Daily Advent Challenge

Pray a decade of the rosary for intention of becoming more like Our Lady. Also, pray that many hearts may be turned toward her son, Jesus, during this time of Advent preparation.

Memorial of St, Ambrose, Bishop and Doctor of the Church

Posted on December 7, 2016 by - Advent Reflections


IS 40:25-31, Psalm 103, MT 11:28-30

Daily Advent Challenge 12-07Today is the feast of St. Ambrose, an Archbishop and Doctor of the Church. He lived in the 4th century and was instrumental in the conversion of another prominent Doctor of the Church, St. Augustine.

St. Ambrose was a great defender of Church doctrine and integrity. At a time when the Roman Empire and the Church were closely aligned, he stood up to the Emperor Theodosius, excommunicating him after he ordered the slaughter of over 7,000 in retaliation for the death of a Roman governor in a riot. But Theodosius then spent many months doing penance for his sins, was reconciled with the Church, and remained a lifelong friend of St. Ambrose.

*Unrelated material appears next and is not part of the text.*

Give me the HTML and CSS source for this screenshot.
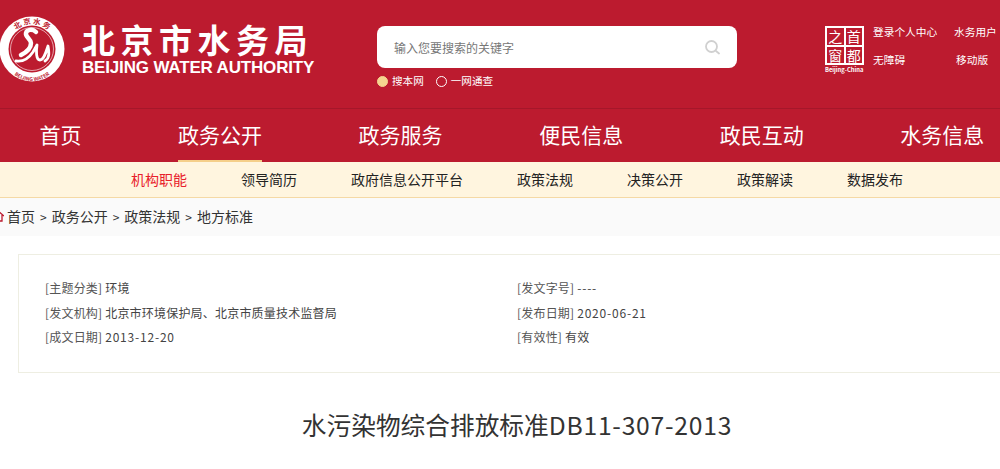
FILE: index.html
```html
<!DOCTYPE html>
<html>
<head>
    <title>水污染物综合排放标准DB11-307-2013</title>
    <meta charset="utf-8">
    <link rel="stylesheet" href="styles.css">
</head>
<body>
    <!-- Header -->
    <header class="top">
        <div class="brand">
            <svg class="brand-logo" viewBox="0 0 66 66" width="66" height="66">
                <circle cx="33" cy="33" r="32.500" fill="#fff"/>
                <circle cx="33" cy="33" r="23.500" fill="#bc1b2f"/>
                <circle cx="33" cy="33" r="21.500" fill="none" stroke="#fff" stroke-width="0.600"/>
                <path d="M37 16c-3-3-9-3-10 1-1 4 5 6 5 10 0 5-4 9-10 12" fill="none" stroke="#fff" stroke-width="4.500" stroke-linecap="round"/>
                <path d="M17 45C24 46 30 42 34 36L38 29C37 35 37 44 41 44 45 44 47 36 49 30 50 36 51 42 46 45" fill="none" stroke="#fff" stroke-width="2.800" stroke-linecap="round" stroke-linejoin="round"/>
                <path id="ringTop" d="M8 33a25 25 0 0 1 50 0" fill="none"/>
                <path id="ringBottom" d="M5 37a28 28 0 0 0 56 0" fill="none"/>
                <text class="ring-text"><textPath href="#ringTop" startOffset="50%" text-anchor="middle">北 京 水 务</textPath></text>
                <text class="ring-text small"><textPath href="#ringBottom" startOffset="50%" text-anchor="middle">BEIJING WATER</textPath></text>
            </svg>
            <div class="brand-text">
                <div class="brand-cn">北京市水务局</div>
                <div class="brand-en">BEIJING WATER AUTHORITY</div>
            </div>
        </div>

        <div class="search">
            <div class="search-box">
                <span class="search-hint">输入您要搜索的关键字</span>
                <svg viewBox="0 0 15 15" width="15" height="15" fill="none" stroke="#d0d0d0" stroke-width="1.800" stroke-linecap="round">
                    <circle cx="6.500" cy="6.500" r="5.500"/>
                    <line x1="11" y1="11" x2="14" y2="13.500"/>
                </svg>
            </div>
            <div class="search-scope">
                <span class="scope-item"><i class="dot on"></i>搜本网</span>
                <span class="scope-item"><i class="dot"></i>一网通查</span>
            </div>
        </div>

        <div class="capital">
            <div class="capital-grid">
                <span>之</span><span>首</span><span>窗</span><span>都</span>
            </div>
            <div class="capital-en">Beijing-China</div>
        </div>

        <div class="links">
            <a>登录个人中心</a>
            <a>水务用户</a>
            <a>无障碍</a>
            <a class="center">移动版</a>
        </div>
    </header>

    <!-- Main nav -->
    <nav class="nav">
        <a>首页</a>
        <a class="active">政务公开</a>
        <a>政务服务</a>
        <a>便民信息</a>
        <a>政民互动</a>
        <a>水务信息</a>
    </nav>

    <div class="subnav">
        <a class="active">机构职能</a>
        <a>领导简历</a>
        <a>政府信息公开平台</a>
        <a>政策法规</a>
        <a>决策公开</a>
        <a>政策解读</a>
        <a>数据发布</a>
    </div>

    <div class="crumbs">
        <svg class="home" viewBox="0 0 12 12" width="12" height="12" fill="none" stroke="#bc1b2f" stroke-width="1.300">
            <path d="M0 6l6-5 6 5M2 5v6h8V5"/>
        </svg>
        <span>首页</span><b>&gt;</b><span>政务公开</span><b>&gt;</b><span>政策法规</span><b>&gt;</b><span>地方标准</span>
    </div>

    <!-- Document info -->
    <section class="info">
        <div class="info-col">
            <p><em>[主题分类]</em> 环境</p>
            <p><em>[发文机构]</em> 北京市环境保护局、北京市质量技术监督局</p>
            <p><em>[成文日期]</em> <span class="num">2013-12-20</span></p>
        </div>
        <div class="info-col">
            <p><em>[发文字号]</em> <span class="num">----</span></p>
            <p><em>[发布日期]</em> <span class="num">2020-06-21</span></p>
            <p><em>[有效性]</em> 有效</p>
        </div>
    </section>

    <h1 class="title">水污染物综合排放标准<span class="title-code">DB11-307-2013</span></h1>
</body>
</html>
```

FILE: styles.css
```css
html {
    overflow: hidden;
}

body {
    margin: 0;
    width: 1000px;
    height: 469px;
    overflow: hidden;
    background-color: #fff;
    color: #333;
    font-family: "Noto Sans CJK SC", "Liberation Sans", sans-serif;
}

.top {
    display: flex;
    height: 108px;
    background-color: #bc1b2f;
    color: #fff;
    border-bottom: 1px solid #a5172a;
}

.brand {
    display: flex;
    width: 378px;
    flex-shrink: 0;
    margin-left: -1px;
    padding-top: 16px;
    box-sizing: border-box;
}

.brand-logo {
    flex-shrink: 0;
}

.ring-text {
    font-size: 7.500px;
    fill: #bc1b2f;
    font-weight: 700;
}

.ring-text.small {
    font-size: 5px;
}

.brand-text {
    margin-left: 17px;
    margin-top: 6px;
}

.brand-cn {
    font-size: 33px;
    font-weight: 700;
    line-height: 34px;
    letter-spacing: 5.500px;
    white-space: nowrap;
}

.brand-en {
    margin-top: 2px;
    font-family: "Liberation Sans", sans-serif;
    font-size: 17px;
    font-weight: 700;
    line-height: 20px;
    letter-spacing: -0.170px;
    white-space: nowrap;
}

.search {
    width: 360px;
    flex-shrink: 0;
    padding-top: 26px;
}

.search-box {
    display: flex;
    align-items: center;
    justify-content: space-between;
    height: 42px;
    padding: 0 17px;
    background-color: #fff;
    border-radius: 8px;
}

.search-hint {
    font-size: 12px;
    color: #777;
}

.search-scope {
    display: flex;
    gap: 12px;
    margin-top: 5px;
    font-size: 10.600px;
    line-height: 16px;
}

.scope-item {
    display: flex;
    align-items: center;
    gap: 4px;
}

.dot {
    width: 9px;
    height: 9px;
    border: 1px solid #fff;
    border-radius: 50%;
}

.dot.on {
    background-color: #f5d48f;
    border-color: #f5d48f;
}

.capital {
    width: 40px;
    flex-shrink: 0;
    margin-left: 88px;
    padding-top: 26px;
}

.capital-grid {
    display: grid;
    grid-template-columns: 1fr 1fr;
    width: 39px;
    height: 39px;
    border: 2px solid #fff;
    gap: 2px;
    background-color: #fff;
    box-sizing: border-box;
}

.capital-grid span {
    display: flex;
    align-items: center;
    justify-content: center;
    background-color: #bc1b2f;
    font-size: 14px;
    line-height: 1;
}

.capital-en {
    font-size: 5.800px;
    line-height: 9px;
    font-weight: 700;
    white-space: nowrap;
}

.links {
    display: grid;
    grid-template-columns: 81px 50px;
    grid-auto-rows: 16px;
    row-gap: 12px;
    margin-left: 8px;
    padding-top: 24px;
    font-size: 10.700px;
    line-height: 16px;
    align-content: start;
    white-space: nowrap;
}

.center {
    padding-left: 2px;
}

.nav {
    display: flex;
    gap: 96.600px;
    height: 53px;
    padding-left: 39.400px;
    background-color: #bc1b2f;
    color: #fff;
    font-size: 21px;
    white-space: nowrap;
}

.nav a {
    line-height: 51px;
    height: 53px;
    box-sizing: border-box;
}

.nav a.active {
    border-bottom: 2px solid #f5cf8a;
}

.subnav {
    display: flex;
    gap: 54px;
    height: 35px;
    padding-left: 131px;
    background-color: #fff5df;
    border-bottom: 1px solid #f5d9a5;
    color: #222;
    font-size: 14px;
    line-height: 34px;
}

.subnav a.active {
    color: #e8202a;
}

.crumbs {
    display: flex;
    align-items: center;
    height: 38px;
    padding-bottom: 2px;
    box-sizing: border-box;
    background-color: #fafafa;
    font-size: 14px;
    color: #333;
}

.crumbs .home {
    margin-left: -8px;
    margin-right: 3px;
}

.crumbs b {
    margin: 0 5px;
    font-weight: 400;
    font-size: 12px;
}

.info {
    display: flex;
    width: 998px;
    height: 119px;
    margin: 18px 0 0 18px;
    padding: 21px 0 0 26px;
    border: 1px solid #eeeee2;
    box-sizing: border-box;
    font-size: 12px;
    color: #444;
}

.info-col {
    width: 472px;
}

.info-col p {
    margin: 0;
    line-height: 24.500px;
    letter-spacing: 0.200px;
    white-space: nowrap;
}

.info-col em {
    font-style: normal;
    color: #555;
}

.num {
    letter-spacing: 0.800px;
}

.title {
    width: 998px;
    margin: 34px 0 0 18px;
    font-size: 24.700px;
    font-weight: 400;
    line-height: 34px;
    text-align: center;
    color: #333;
    white-space: nowrap;
}

.title-code {
    letter-spacing: 0.750px;
}
```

I think this story is one of the ultimate examples of one calling another to accountability. Theodosius could have responded in an immature manner and refused to take responsibility for his actions. Ambrose could have chosen to not take a stand out of fear for his own life. But in the end, both men understood the importance of being not only accountable to one another, but also to God.

We are responsible to one another. The Body of Christ is only as strong as the sum of its parts working together. We should never fear being held accountable. It is a way that our stewardship way of life stays on the right path.

Daily Advent Challenge

What brother or sister in the Faith holds you accountable? Do you have a spiritual director or a regular confessor? Make sure you have at least one person in your life that can talk to you frankly and remind you of the importance of living as a disciple of Jesus Christ. Determine a time to talk to them about your need and desire for accountability.